É só fechar os olhos e pensar em alguns dos seus tipos mais memoráveis, como o sábio Velho Zuza, o rabugento Popó, o sem-vergonha Nazareno, o jogador Coalhada, o ingênuo Santelmo, o cafajeste Tavares, e, claro, Salomé. A qualidade da voz mudava de acordo com os personagens. E foram mais de 200. Que Lon Chaney que nada! Observando bem, ele não chegava aos pés do nosso Chico Anysio.

A bem dizer da verdade, é bem provável que Chico Anysio fosse cancelado hoje pela construção de alguns desses personagens…

Depois da saída de Boni, sua participação na Rede Globo foi se restringindo. Os bordões repetitivos podem ter saturado o público. E o peso da idade finalmente chegou. Ficou relegado a quadros aqui e acolá do programa Zorra Total.

Esta geração nova pouco se lembra de Chico Anysio. Meu filho mais velho só conhecia o personagem Professor Raimundo — mas não quem o criou (sim, a memória do brasileiro é mesmo curta). Uma pena.

Problemas cardiorrespiratórios levou-o a internar-se por quatro meses no início de 2011. Chegou a ficar em coma neste período. Fortes dores de coluna o levaram de volta ao hospital em novembro. Sua assessoria informou que tratava-se de “uma vértebra quebrada há uns seis ou sete anos que às vezes voltava a doer” (daí o mote deste artigo). E no Natal de 2011, voltou a ser internado. Sofria de infecção urinária, e só tinha 4% de capacidade pulmonar — resultado de décadas de tabagismo. Custou para morrer.

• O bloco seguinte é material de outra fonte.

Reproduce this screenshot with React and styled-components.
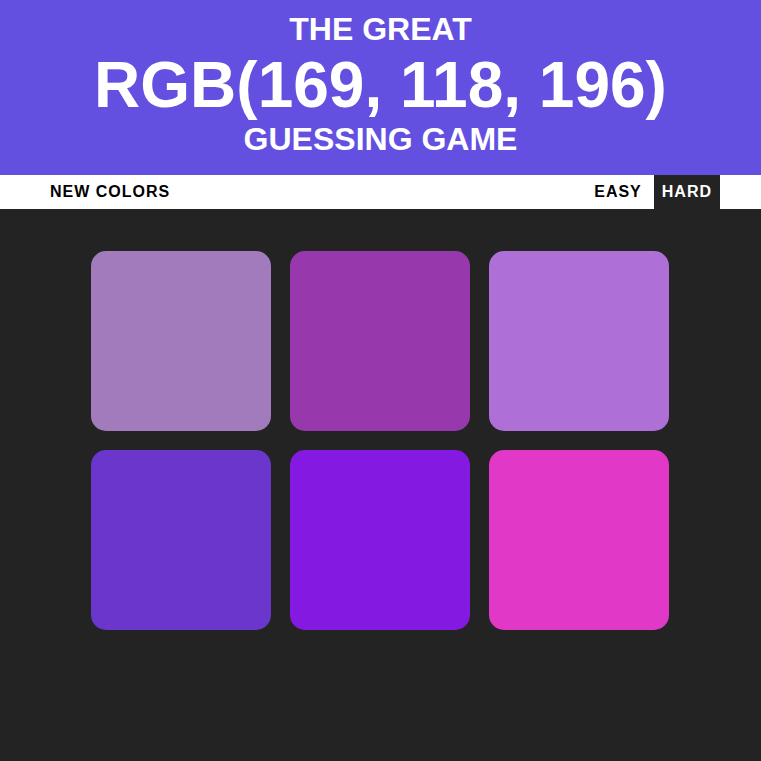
import React, { useState } from "react";
import styled, { createGlobalStyle } from "styled-components";

const GlobalStyle = createGlobalStyle`
  body {
    margin: 0;
    background: #232323;
    font-family: "Liberation Sans", Arial, sans-serif;
  }
`;

const colors = [
  "rgb(162, 123, 189)",
  "rgb(151, 57, 173)",
  "rgb(174, 111, 214)",
  "rgb(107, 54, 204)",
  "rgb(132, 26, 226)",
  "rgb(225, 56, 200)",
];

const Header = styled.header`
  background: rgb(99, 80, 224);
  color: #fff;
  text-align: center;
  text-transform: uppercase;
  font-weight: bold;
  padding: 11px 0 18px;
`;

const SmallLine = styled.div`
  font-size: 32px;
  line-height: 36px;
  margin-top: ${(p) => p.$gap || 0}px;
`;

const BigLine = styled.div`
  font-size: 64px;
  line-height: 68px;
  margin-top: 4px;
`;

const Stripe = styled.div`
  background: #fff;
  height: 34px;
  display: flex;
  align-items: stretch;
  padding: 0 41px 0 42px;
`;

const Spacer = styled.div`
  flex: 1;
`;

const StripeButton = styled.button`
  border: none;
  background: ${(p) => (p.$active ? "#232323" : "#fff")};
  color: ${(p) => (p.$active ? "#fff" : "#000")};
  font-family: inherit;
  font-weight: bold;
  font-size: 16px;
  letter-spacing: 1px;
  text-transform: uppercase;
  padding: 0 8px;
  height: 100%;
  cursor: pointer;
  outline: none;
`;

const ModeGroup = styled.div`
  display: flex;
  gap: 4px;
`;

const Grid = styled.div`
  display: grid;
  grid-template-columns: repeat(3, 180px);
  gap: 19px;
  justify-content: center;
  margin-top: 42px;
  padding-right: 1px;
`;

const Square = styled.div`
  width: 180px;
  height: 180px;
  border-radius: 15px;
  background: ${(p) => p.$color};
`;

export default function App() {
  const [mode, setMode] = useState("hard");
  return (
    <>
      <GlobalStyle />
      <Header>
        <SmallLine>The Great</SmallLine>
        <BigLine>RGB(169, 118, 196)</BigLine>
        <SmallLine $gap={2}>Guessing Game</SmallLine>
      </Header>
      <Stripe>
        <StripeButton>New Colors</StripeButton>
        <Spacer />
        <ModeGroup>
          <StripeButton $active={mode === "easy"} onClick={() => setMode("easy")}>
            Easy
          </StripeButton>
          <StripeButton $active={mode === "hard"} onClick={() => setMode("hard")}>
            Hard
          </StripeButton>
        </ModeGroup>
      </Stripe>
      <Grid>
        {colors.map((c, i) => (
          <Square key={i} $color={c} />
        ))}
      </Grid>
    </>
  );
}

Respirava com ajuda de aparelho, fez uma traqueostomia — e se foi aos 80 anos em 23 de março de 2012.

Tal qual Mussum, cuja persona ajudou a criar, a herança deste grande comediante é também palco de feroz disputa familiar. Por incrível que pareça, ele deixou pouco — depois de numerosos casamentos e vários filhos.

Em tempo: Seu filho, Nizo Neto, disse que o pai sofria de depressão — doença que acomete frequentemente os grandes comediantes, como o também saudoso Robin Williams.